When Brazil’s Association of Archivists first invited me to speak at their congress, I offered to supplement my conference presentation with a half-day workshop dealing in some detail with our digital preservation software. Ideally I wanted people to bring in their laptops so that after demonstrating the operation of our software, I could help people to install and configure their own copies of the system to learn from. Aside from bringing their own computers, we decided that it would be useful if participants could be fluent in English because no translation would be available and I speak no Portuguese. A total of ten people pre-registered for my seminar and a handful more turned up on the day.
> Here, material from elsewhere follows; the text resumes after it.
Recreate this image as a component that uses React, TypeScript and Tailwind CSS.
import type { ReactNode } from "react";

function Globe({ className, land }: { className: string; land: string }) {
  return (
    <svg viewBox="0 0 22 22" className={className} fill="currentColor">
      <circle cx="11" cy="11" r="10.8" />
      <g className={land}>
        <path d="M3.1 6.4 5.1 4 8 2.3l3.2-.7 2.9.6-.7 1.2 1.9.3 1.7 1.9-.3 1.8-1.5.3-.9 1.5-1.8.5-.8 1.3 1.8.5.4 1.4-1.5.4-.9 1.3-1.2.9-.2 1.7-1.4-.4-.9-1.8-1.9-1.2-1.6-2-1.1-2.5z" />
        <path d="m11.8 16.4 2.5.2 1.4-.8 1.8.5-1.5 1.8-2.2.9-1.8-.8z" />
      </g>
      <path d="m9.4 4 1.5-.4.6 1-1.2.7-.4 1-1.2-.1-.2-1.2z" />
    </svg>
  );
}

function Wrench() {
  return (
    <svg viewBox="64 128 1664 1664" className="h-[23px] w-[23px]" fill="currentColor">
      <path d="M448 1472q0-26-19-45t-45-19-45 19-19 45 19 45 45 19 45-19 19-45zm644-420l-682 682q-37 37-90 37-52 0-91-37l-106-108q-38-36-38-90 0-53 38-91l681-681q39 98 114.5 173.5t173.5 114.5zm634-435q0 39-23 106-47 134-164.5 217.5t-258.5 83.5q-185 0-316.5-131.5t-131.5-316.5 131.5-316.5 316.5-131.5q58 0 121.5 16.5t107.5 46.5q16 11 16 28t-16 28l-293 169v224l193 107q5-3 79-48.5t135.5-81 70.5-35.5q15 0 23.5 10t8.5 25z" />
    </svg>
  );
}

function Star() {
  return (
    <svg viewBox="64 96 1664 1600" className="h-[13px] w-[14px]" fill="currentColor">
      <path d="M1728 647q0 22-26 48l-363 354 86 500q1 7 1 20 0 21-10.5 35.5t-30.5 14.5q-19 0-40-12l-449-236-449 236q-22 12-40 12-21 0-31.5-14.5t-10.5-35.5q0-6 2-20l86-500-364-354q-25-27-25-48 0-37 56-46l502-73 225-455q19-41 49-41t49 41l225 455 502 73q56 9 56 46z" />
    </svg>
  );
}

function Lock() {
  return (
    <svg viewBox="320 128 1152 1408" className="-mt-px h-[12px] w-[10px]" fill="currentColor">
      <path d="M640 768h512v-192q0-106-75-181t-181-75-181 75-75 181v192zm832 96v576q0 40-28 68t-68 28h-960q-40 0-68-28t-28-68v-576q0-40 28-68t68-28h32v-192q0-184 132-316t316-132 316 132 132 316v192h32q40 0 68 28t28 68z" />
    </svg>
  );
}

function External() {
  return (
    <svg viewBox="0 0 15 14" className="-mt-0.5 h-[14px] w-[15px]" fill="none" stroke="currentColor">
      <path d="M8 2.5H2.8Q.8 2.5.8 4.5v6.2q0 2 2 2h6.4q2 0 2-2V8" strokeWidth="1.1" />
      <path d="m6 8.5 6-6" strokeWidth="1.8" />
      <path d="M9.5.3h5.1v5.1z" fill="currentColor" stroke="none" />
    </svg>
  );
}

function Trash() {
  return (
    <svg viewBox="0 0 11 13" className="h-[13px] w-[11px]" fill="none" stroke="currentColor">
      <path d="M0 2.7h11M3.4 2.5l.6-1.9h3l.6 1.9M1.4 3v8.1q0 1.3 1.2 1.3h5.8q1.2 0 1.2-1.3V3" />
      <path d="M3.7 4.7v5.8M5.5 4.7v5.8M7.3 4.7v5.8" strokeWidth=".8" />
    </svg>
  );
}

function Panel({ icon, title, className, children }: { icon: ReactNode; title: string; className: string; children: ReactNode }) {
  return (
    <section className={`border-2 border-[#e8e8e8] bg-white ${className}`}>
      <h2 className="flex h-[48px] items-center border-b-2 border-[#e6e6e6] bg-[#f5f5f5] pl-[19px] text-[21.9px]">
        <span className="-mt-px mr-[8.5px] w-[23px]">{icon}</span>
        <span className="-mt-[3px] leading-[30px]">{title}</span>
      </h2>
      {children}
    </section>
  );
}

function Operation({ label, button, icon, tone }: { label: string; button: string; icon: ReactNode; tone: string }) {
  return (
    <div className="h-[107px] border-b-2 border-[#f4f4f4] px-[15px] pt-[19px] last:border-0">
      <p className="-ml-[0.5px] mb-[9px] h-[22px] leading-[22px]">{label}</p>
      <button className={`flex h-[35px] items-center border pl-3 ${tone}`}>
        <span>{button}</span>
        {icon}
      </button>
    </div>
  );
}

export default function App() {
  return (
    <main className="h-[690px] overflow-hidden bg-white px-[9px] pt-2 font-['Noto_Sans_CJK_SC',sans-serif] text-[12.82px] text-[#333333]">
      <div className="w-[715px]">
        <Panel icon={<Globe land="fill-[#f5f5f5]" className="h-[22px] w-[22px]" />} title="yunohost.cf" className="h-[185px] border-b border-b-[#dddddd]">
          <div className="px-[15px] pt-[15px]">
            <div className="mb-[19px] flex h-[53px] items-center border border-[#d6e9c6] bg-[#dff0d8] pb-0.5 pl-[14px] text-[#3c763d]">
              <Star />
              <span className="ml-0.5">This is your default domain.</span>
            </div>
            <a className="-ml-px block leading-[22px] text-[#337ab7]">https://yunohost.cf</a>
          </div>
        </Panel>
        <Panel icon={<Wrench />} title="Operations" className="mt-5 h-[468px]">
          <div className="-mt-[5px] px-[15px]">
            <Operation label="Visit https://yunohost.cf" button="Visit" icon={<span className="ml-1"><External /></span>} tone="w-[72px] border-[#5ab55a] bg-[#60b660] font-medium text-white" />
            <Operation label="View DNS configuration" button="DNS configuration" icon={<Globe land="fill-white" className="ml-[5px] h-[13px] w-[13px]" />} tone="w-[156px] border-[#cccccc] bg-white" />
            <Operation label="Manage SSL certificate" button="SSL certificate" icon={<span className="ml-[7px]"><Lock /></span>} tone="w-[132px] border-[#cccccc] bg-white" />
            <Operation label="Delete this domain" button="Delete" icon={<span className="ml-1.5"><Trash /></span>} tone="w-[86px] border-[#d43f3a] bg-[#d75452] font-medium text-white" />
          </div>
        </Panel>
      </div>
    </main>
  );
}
Anyway, the day started with another session of talks in the main auditorium with simultaneous translation. I sat at the front with my headset on and the netbook on my lap. I decided to make a quick check to see that all of my software components were in place for the afternoon’s workshop so I used one of the memory sticks full of our code that I’d brought along to give away and set about unzipping and trying out software. I quickly ran into a problem when I found that a couple of the bzip files on the memory stick wouldn’t unzip. These were files I had downloaded from our sourceforge site in Canberra less than a week ago. Perhaps I messed up the download? With free hotel wireless available from my auditorium seat I decided to use the local Brazilian sourceforge mirror to download the files again. It took a few minutes but it soon became evident that some of the bzips at sourceforge were broken. I emailed the team back home to take a look but knew I’d be on my own for a while due to the 13 hour time difference.

The morning’s presentations included one by another of the overseas guests, Professor Bruno Delmas from France. His talk was made doubly interesting to me because of what the translators told me immediately before it. Apparently, only one of the translators was fluent in French. So he would be creating a simultaneous translation from French into Portuguese and his colleague would listen to the Portuguese and render it into English in parallel. This ‘Chinese Whispers’ form of simultaneous translation resulted in an interesting set of words that sometimes almost made sense but I think I’ll need to seek an English copy of Professor Bruno’s paper in order to properly understand his musings on the dematerialisation of the document.

I left the morning session early and returned to my hotel room to assess all of the pieces of software I had brought along and to attempt to build the missing pieces from source. Most things were working and the only obviously broken pieces would not affect anyone at the workshop unless they were Linux or Mac users wanting to install only one software component. I figured correctly that the risk in that case was quite small. For the workshop, I changed from my suit to my National Archives of Australia Xena Digital Preservation shirt. A little bit of marketing can go a long way. :-)

Software Workshop

There was some initial confusion in the seminar room when the infrastructure people wanted to insist on me using their computer rather than mine to do all of my demonstrations, but we eventually sorted that out and I managed to get the netbook talking to their projector and plugged into power for the long haul. People trickled into the room and I was gratified to see that my audience would consist of nearly all of the invited speakers, some Brazil and Santos archives people and the event organisers. All of them understood English and most were able to converse in English.

For those who hadn’t seen my keynote and to reinforce the concepts for those who had, I started with a brief slide presentation explaining the NAA approach to digital preservation. This led naturally into a demonstration of Xena and a bit of an exploration of the various outputs created during a Xena process. Next up I detailed each of the steps of processing a digital records transfer into a digital archive and this led to a detailed demonstration of the Manifest Maker and a full run through of the DPR. With everyone on the same page in terms of the operation of the software I checked to see what operating systems we might be installing on. Everybody had brought along machines running one variant or another of MS Windows.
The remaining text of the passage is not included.